A Long and Happy Life

I'm not sure Reynolds Price would necessarily take this as a compliment, but A Long and Happy Life was the best Faulknerian novel I've read in quite a while (maybe ever). There were stretches that really made me think of Faulkner's suggestive, hypothetical, and convoluted paragraphs (which could almost be called an inner monologue by the narrator). Not only that but his heroine (Rosacoke Mustian) reminded me very much of Lena Grove one of Faulkner's few important female characters and the heroine of Light in August. I am not quite certain what prompted the linkage between those two in my mind, their stories are very different, but both are strong female characters who stand up to the injurious treatment inflicted upon them by their respective lovers. Maybe that was sufficient, or maybe that wasn't the reason at all, maybe they are simply two white, poor women who are left alone and suffer and that was enough; or maybe it wasn't even that, but something completely different, hard to pin down, yet still there and impossible to avoid.

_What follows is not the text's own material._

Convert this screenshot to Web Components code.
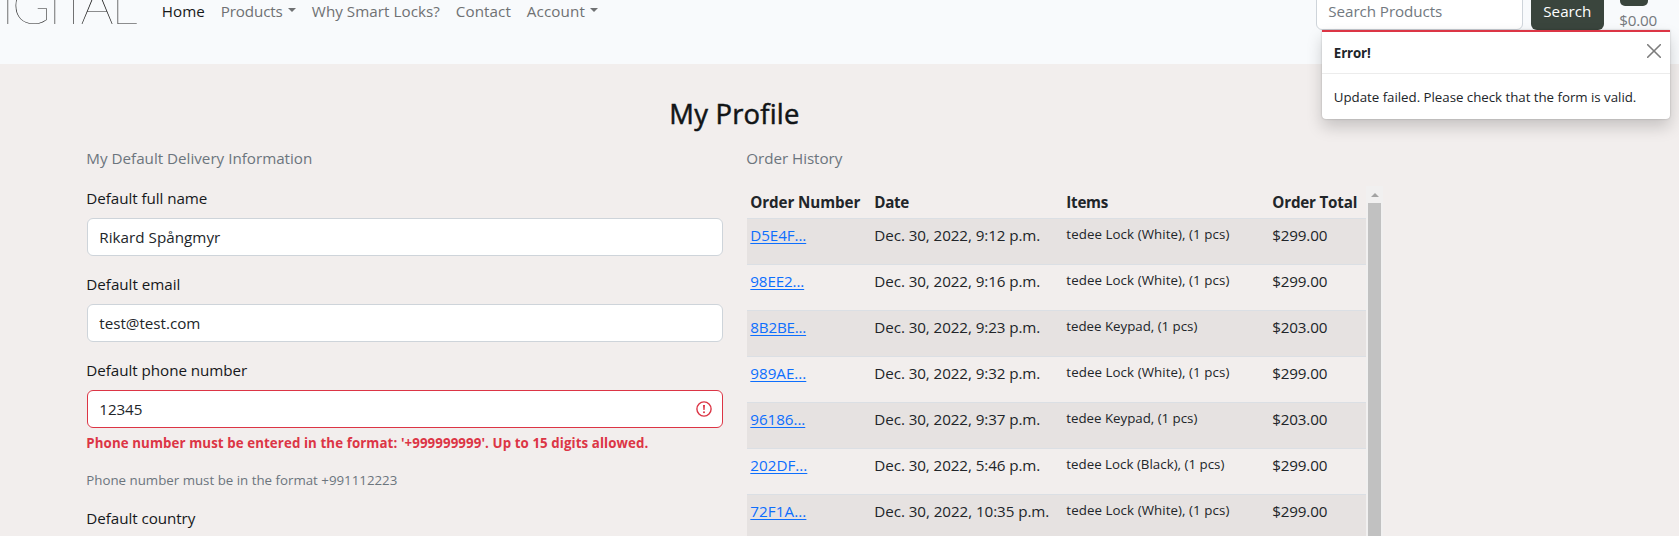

A striking aspect of the novel, a young women who fights for the love of the boy she fell for years earlier as a child, was that it was written from the perspective of a woman but by not just a man but a homosexual man. Now of course you could argue that this would allow him to bring a better understanding to the subject as he would be able to reflect more on what it means to love a man, but at the same time I wonder how he could be able to immerse himself in (especially, but not exclusively, sexual) matters of the relation between a man and a woman. Or, maybe inter-human relations differ as little from one another that his sexuality made no difference here - even if I doubt it as culture would play an important role in any relation and who would argue that there is no cultural difference between men and women?

Whatever these (non?-)difficulties, Price amazingly manages to immerse the reader into Rosacoke's thoughts and life, making him (or her) suffer with her and almost obliging him (again, or her; in this case: me) to keep on reading as often and fast as possible even while trying to do so slowly in order not to finish the pleasure of reading the book too soon. A great, great book.